— Start —

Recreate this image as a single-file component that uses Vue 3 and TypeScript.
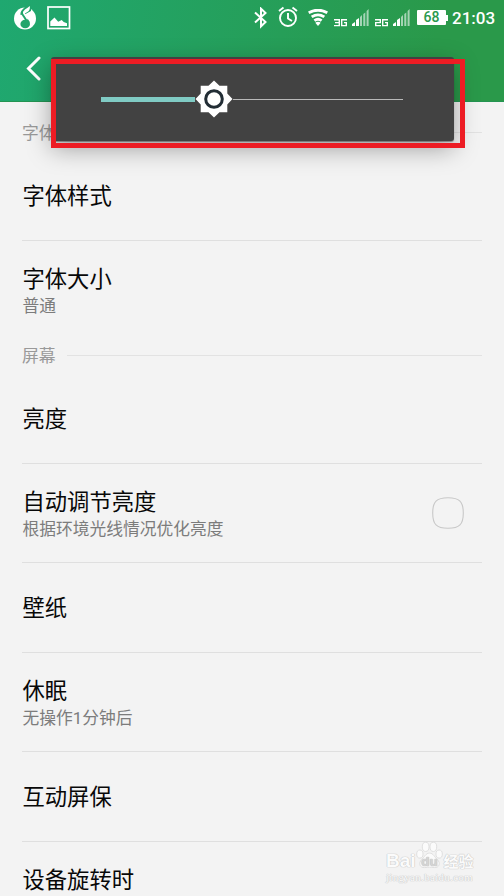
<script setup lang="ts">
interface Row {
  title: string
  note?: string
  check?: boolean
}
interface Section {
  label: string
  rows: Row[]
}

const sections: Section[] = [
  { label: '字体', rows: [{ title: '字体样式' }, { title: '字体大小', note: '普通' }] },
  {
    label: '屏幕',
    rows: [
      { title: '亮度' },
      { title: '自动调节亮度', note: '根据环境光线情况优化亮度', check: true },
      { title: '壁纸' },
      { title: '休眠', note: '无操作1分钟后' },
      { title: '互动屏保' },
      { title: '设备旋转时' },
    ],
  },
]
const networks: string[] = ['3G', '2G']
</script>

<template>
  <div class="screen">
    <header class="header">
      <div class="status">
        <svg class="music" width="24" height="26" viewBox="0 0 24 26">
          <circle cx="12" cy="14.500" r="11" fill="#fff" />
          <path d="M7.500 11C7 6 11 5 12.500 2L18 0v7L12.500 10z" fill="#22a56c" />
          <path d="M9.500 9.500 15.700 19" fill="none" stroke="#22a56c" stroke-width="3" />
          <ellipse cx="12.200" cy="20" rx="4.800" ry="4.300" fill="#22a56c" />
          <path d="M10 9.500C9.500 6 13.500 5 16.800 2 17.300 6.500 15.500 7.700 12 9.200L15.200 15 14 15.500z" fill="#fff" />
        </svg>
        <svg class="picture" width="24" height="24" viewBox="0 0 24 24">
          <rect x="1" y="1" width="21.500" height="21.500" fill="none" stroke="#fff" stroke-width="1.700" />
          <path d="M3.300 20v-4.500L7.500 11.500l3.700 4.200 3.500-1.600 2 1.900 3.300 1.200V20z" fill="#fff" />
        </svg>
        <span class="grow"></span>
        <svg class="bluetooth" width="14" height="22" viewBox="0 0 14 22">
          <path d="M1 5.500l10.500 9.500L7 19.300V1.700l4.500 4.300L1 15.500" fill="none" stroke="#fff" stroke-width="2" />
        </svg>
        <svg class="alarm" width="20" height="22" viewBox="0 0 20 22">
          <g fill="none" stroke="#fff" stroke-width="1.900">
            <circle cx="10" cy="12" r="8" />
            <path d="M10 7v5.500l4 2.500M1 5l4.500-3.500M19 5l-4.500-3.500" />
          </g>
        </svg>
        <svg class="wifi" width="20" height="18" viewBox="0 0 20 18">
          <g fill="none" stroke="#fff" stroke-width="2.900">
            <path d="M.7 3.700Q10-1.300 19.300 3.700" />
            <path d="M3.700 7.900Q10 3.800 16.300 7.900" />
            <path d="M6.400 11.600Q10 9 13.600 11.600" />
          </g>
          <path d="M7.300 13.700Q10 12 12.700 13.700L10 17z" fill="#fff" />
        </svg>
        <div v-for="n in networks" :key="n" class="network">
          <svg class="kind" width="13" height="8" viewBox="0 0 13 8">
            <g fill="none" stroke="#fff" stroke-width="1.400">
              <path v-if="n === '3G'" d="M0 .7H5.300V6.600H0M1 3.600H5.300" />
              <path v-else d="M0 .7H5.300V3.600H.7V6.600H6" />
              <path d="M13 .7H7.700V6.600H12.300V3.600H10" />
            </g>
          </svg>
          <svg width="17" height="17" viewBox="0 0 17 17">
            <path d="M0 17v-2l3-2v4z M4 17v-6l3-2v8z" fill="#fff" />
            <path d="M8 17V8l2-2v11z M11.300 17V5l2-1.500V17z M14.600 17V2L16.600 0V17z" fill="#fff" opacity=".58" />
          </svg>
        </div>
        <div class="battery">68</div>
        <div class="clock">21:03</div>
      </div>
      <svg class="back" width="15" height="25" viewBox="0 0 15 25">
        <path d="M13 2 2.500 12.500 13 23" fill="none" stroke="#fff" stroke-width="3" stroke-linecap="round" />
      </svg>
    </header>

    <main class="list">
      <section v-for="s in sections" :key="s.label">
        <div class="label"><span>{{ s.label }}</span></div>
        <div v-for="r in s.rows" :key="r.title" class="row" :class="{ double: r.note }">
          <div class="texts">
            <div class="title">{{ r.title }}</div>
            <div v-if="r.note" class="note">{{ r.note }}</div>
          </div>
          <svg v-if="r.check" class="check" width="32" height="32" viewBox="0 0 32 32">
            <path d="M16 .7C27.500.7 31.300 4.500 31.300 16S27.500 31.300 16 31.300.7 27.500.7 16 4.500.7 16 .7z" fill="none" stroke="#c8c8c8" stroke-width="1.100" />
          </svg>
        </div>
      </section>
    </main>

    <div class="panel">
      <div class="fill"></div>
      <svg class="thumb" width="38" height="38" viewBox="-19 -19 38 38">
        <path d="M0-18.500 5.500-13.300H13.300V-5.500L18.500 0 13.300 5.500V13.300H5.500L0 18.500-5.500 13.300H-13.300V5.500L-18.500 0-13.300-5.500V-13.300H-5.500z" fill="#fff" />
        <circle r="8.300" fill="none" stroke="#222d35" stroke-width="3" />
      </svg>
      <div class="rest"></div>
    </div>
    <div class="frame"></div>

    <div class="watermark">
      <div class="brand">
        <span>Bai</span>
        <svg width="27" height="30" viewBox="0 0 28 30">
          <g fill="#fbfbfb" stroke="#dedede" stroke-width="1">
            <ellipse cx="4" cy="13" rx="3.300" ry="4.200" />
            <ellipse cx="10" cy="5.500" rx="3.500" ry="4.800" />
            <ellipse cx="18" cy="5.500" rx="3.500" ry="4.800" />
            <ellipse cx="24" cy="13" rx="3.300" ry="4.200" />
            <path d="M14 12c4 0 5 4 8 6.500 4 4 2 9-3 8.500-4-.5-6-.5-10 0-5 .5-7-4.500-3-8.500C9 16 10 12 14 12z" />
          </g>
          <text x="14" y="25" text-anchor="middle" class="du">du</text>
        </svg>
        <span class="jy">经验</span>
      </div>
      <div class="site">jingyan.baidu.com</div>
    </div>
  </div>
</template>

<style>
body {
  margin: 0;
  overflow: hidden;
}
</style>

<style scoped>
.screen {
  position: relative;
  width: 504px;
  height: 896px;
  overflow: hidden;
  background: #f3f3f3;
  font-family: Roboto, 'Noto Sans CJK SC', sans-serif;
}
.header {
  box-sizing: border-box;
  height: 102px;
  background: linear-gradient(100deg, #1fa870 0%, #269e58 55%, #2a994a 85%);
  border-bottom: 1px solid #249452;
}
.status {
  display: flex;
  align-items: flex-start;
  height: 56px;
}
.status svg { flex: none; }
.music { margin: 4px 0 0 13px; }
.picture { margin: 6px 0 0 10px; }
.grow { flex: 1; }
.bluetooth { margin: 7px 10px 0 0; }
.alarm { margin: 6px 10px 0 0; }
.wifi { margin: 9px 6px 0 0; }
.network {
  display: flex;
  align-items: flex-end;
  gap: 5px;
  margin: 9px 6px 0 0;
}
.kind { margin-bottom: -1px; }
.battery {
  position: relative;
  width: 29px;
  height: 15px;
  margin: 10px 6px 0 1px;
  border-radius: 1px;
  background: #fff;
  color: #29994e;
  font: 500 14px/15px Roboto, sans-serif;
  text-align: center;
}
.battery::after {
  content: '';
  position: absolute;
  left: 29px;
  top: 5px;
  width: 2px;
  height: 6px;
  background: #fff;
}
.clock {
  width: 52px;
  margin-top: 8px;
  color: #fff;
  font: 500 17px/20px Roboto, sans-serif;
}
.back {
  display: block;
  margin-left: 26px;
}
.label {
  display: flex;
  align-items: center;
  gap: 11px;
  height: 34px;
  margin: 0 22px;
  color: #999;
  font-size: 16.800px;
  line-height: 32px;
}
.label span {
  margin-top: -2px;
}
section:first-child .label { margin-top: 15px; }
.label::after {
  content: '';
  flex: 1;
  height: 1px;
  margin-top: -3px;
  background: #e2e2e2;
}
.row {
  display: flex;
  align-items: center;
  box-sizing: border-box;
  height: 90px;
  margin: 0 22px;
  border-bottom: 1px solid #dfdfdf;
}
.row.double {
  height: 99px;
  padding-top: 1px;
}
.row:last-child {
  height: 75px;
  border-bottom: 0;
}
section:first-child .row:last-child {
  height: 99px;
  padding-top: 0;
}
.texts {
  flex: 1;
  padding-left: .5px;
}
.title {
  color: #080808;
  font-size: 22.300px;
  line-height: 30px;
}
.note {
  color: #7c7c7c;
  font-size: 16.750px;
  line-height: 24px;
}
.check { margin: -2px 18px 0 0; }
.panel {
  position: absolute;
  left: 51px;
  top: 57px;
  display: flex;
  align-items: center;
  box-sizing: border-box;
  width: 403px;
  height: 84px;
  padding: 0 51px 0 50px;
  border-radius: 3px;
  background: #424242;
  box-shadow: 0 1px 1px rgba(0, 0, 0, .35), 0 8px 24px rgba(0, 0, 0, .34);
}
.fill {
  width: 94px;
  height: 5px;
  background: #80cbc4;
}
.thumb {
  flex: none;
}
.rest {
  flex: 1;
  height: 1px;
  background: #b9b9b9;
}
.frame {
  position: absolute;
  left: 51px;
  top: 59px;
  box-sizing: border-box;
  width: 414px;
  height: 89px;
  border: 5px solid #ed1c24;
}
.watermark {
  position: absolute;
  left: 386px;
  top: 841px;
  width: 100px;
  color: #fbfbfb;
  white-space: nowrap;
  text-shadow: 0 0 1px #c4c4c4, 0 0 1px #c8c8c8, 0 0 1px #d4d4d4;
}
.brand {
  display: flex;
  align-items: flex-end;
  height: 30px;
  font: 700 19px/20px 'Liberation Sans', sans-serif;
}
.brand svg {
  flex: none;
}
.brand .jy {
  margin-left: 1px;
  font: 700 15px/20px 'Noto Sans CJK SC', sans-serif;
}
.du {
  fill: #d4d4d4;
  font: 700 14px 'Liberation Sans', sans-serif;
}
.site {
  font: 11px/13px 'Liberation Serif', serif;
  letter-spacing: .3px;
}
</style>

— End —
— Start —

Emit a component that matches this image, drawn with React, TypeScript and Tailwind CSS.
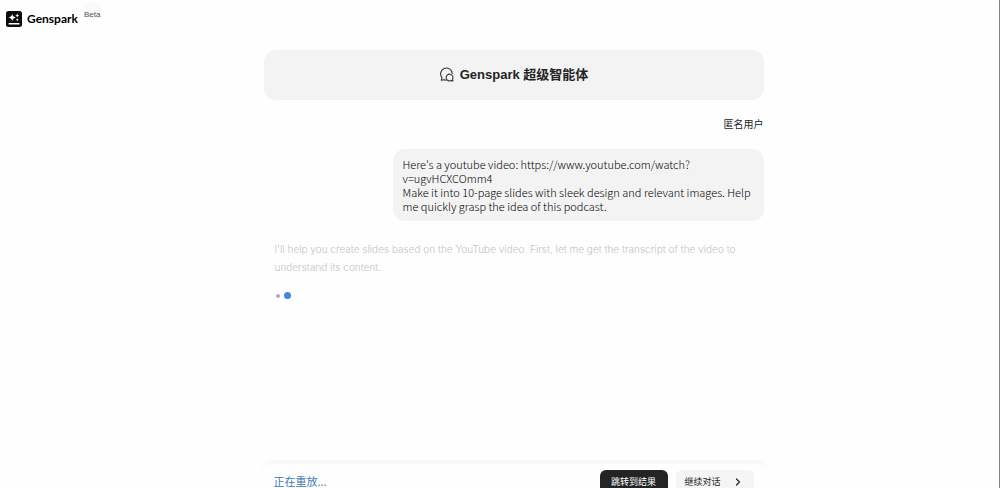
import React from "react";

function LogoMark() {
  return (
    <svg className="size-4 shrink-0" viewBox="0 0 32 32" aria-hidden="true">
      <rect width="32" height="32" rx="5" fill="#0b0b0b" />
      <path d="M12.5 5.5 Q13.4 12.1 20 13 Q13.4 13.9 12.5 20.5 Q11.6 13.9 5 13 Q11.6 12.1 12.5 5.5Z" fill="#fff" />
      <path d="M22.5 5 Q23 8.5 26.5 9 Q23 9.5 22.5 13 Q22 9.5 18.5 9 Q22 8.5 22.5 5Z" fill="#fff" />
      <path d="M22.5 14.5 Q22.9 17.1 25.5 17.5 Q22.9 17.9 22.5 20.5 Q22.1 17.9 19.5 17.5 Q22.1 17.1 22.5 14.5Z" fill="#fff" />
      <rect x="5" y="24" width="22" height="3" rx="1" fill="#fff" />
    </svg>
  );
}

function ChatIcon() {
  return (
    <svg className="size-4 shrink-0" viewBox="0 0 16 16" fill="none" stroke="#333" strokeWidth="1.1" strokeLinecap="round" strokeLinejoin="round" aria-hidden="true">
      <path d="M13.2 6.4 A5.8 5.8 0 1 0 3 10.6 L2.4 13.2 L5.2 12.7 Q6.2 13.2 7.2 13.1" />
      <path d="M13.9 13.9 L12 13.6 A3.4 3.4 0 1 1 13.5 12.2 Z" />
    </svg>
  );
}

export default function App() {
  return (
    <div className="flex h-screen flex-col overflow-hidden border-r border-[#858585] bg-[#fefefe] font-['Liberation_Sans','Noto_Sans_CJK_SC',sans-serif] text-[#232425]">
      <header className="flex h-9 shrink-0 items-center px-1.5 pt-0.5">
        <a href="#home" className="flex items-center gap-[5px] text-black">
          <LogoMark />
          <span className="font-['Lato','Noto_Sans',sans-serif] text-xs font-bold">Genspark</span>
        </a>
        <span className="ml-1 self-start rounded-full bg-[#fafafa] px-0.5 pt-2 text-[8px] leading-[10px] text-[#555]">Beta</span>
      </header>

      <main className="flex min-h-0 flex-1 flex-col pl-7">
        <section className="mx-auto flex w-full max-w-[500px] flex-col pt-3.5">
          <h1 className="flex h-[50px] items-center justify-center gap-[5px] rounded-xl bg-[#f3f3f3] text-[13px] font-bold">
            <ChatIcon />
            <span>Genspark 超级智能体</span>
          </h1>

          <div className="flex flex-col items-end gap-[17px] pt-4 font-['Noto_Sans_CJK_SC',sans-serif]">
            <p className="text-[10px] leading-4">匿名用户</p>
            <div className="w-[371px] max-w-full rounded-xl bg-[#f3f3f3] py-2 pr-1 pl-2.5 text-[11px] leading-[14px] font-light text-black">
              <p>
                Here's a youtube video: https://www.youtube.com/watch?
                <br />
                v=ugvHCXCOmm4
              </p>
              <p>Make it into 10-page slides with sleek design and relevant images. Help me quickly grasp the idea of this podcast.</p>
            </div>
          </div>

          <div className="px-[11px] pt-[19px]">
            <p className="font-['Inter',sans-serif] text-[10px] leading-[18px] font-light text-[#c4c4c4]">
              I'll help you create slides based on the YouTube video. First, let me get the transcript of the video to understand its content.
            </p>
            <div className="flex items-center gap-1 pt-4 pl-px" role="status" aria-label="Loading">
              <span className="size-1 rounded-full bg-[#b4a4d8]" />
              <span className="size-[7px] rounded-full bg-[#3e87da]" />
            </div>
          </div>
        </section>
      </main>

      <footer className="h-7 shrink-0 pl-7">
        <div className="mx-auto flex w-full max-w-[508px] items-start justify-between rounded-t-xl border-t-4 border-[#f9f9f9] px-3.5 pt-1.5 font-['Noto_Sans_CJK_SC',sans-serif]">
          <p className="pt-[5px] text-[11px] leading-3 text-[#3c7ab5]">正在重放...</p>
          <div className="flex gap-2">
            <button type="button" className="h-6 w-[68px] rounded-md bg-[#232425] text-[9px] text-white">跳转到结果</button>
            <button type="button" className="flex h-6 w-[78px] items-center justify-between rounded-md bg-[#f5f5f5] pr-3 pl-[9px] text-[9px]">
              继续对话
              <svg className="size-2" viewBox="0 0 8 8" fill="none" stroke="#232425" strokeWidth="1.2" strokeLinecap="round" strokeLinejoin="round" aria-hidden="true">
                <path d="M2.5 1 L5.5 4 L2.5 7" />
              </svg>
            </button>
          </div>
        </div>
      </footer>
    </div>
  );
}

— End —
— Start —

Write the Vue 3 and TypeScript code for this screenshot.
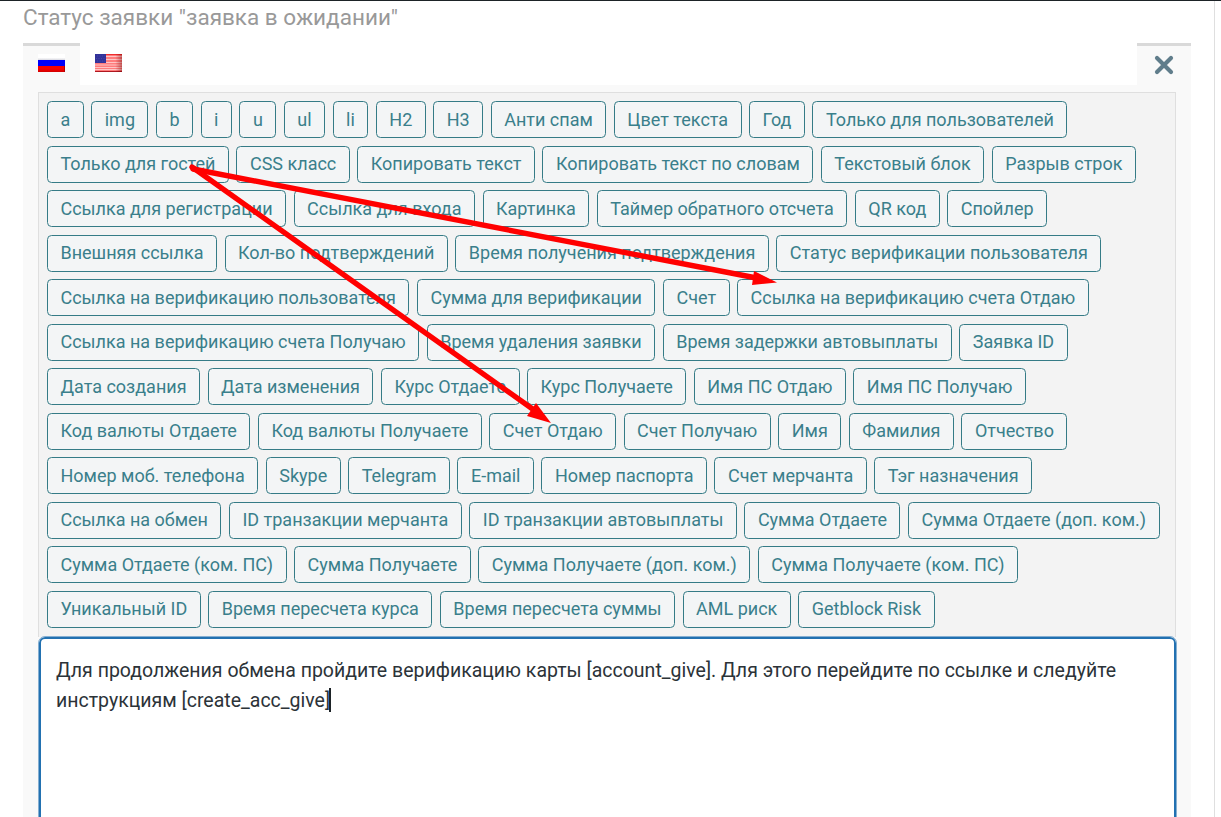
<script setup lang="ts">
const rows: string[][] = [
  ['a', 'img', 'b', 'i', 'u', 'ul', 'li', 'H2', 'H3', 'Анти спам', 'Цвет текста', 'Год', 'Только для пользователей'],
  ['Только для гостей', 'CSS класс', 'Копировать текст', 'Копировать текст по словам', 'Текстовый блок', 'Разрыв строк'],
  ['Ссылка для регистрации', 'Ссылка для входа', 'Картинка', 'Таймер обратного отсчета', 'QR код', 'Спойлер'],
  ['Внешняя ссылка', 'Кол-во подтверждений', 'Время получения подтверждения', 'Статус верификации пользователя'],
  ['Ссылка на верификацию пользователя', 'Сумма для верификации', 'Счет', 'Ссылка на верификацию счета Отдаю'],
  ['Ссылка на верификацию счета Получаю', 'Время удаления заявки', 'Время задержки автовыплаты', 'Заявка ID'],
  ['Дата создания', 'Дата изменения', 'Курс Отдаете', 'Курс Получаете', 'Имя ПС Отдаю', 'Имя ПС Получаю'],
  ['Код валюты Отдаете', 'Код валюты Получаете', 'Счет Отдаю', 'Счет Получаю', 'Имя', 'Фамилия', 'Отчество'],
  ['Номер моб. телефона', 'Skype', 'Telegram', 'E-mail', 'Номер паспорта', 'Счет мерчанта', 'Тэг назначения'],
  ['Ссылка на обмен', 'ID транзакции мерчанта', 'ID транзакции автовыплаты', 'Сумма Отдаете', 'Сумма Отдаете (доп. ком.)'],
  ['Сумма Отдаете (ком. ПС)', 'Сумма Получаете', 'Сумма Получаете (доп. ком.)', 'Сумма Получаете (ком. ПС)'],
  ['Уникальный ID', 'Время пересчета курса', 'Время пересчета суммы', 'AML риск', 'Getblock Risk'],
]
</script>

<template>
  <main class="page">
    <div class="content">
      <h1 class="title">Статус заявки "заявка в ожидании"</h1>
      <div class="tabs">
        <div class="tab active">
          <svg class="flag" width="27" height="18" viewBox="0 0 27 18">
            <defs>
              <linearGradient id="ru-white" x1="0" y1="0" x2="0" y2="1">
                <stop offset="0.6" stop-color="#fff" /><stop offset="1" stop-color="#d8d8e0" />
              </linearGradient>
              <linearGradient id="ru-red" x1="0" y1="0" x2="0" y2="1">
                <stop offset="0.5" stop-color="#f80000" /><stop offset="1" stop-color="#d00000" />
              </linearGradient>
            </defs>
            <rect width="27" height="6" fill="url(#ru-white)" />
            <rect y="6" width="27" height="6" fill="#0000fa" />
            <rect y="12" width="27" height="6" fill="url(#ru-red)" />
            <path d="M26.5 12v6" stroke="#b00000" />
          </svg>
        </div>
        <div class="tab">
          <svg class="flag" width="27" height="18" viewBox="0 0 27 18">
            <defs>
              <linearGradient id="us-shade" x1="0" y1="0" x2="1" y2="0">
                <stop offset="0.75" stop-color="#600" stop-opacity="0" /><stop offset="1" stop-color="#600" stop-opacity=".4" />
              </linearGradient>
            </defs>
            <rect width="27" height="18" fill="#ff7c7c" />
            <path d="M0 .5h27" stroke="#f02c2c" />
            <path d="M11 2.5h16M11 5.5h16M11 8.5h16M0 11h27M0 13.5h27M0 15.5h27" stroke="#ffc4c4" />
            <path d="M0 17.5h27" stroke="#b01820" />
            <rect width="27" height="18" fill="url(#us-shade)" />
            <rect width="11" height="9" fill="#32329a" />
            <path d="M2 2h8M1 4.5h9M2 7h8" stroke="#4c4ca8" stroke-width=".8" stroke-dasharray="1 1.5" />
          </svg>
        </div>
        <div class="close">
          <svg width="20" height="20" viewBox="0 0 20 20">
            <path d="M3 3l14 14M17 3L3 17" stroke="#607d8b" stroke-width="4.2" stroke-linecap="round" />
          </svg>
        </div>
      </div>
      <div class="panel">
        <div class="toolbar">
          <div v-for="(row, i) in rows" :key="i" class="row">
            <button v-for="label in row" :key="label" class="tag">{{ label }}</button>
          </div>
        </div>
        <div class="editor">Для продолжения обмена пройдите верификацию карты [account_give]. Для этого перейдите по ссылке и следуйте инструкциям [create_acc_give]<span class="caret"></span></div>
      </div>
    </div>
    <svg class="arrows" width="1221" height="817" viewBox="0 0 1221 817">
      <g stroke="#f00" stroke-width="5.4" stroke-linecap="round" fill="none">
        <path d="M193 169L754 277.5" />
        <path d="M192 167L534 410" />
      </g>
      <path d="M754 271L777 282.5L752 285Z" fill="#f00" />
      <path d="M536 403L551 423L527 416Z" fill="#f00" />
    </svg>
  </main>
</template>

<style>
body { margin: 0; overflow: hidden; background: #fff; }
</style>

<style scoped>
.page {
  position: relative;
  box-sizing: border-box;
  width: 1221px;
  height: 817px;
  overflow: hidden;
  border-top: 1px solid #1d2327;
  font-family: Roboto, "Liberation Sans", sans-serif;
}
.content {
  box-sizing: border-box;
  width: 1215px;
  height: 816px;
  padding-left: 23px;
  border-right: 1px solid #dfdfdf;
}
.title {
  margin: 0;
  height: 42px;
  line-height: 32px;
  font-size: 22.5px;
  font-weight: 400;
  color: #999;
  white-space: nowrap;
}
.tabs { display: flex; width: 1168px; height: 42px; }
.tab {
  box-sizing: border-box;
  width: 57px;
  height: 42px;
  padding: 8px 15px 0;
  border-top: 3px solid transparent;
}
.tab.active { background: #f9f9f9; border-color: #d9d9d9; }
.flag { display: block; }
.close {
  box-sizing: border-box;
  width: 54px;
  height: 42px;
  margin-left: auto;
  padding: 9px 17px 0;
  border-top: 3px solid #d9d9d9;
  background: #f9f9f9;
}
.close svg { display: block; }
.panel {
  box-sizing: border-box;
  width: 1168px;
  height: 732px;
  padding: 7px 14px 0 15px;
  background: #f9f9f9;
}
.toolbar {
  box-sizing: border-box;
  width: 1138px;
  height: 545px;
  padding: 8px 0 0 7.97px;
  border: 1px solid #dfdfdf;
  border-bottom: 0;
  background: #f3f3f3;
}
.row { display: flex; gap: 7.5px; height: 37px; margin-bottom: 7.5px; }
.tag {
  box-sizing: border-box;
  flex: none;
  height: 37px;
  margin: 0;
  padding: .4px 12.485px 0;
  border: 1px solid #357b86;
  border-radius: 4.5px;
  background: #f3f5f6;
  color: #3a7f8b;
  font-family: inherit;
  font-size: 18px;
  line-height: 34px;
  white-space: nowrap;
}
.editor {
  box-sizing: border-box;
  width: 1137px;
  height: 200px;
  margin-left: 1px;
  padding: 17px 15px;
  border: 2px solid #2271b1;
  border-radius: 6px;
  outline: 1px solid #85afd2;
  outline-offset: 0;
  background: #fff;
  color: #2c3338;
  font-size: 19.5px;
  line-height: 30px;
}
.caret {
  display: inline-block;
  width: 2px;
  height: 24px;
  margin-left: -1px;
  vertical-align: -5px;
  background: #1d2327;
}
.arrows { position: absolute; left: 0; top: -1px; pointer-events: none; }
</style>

— End —

• _TASK DETAILS_
Set out every line from the material that contains the string "TypeScript".

• _REPLY TO THE EXERCISE_
Recreate this image as a single-file component that uses Vue 3 and TypeScript.
Emit a component that matches this image, drawn with React, TypeScript and Tailwind CSS.
Write the Vue 3 and TypeScript code for this screenshot.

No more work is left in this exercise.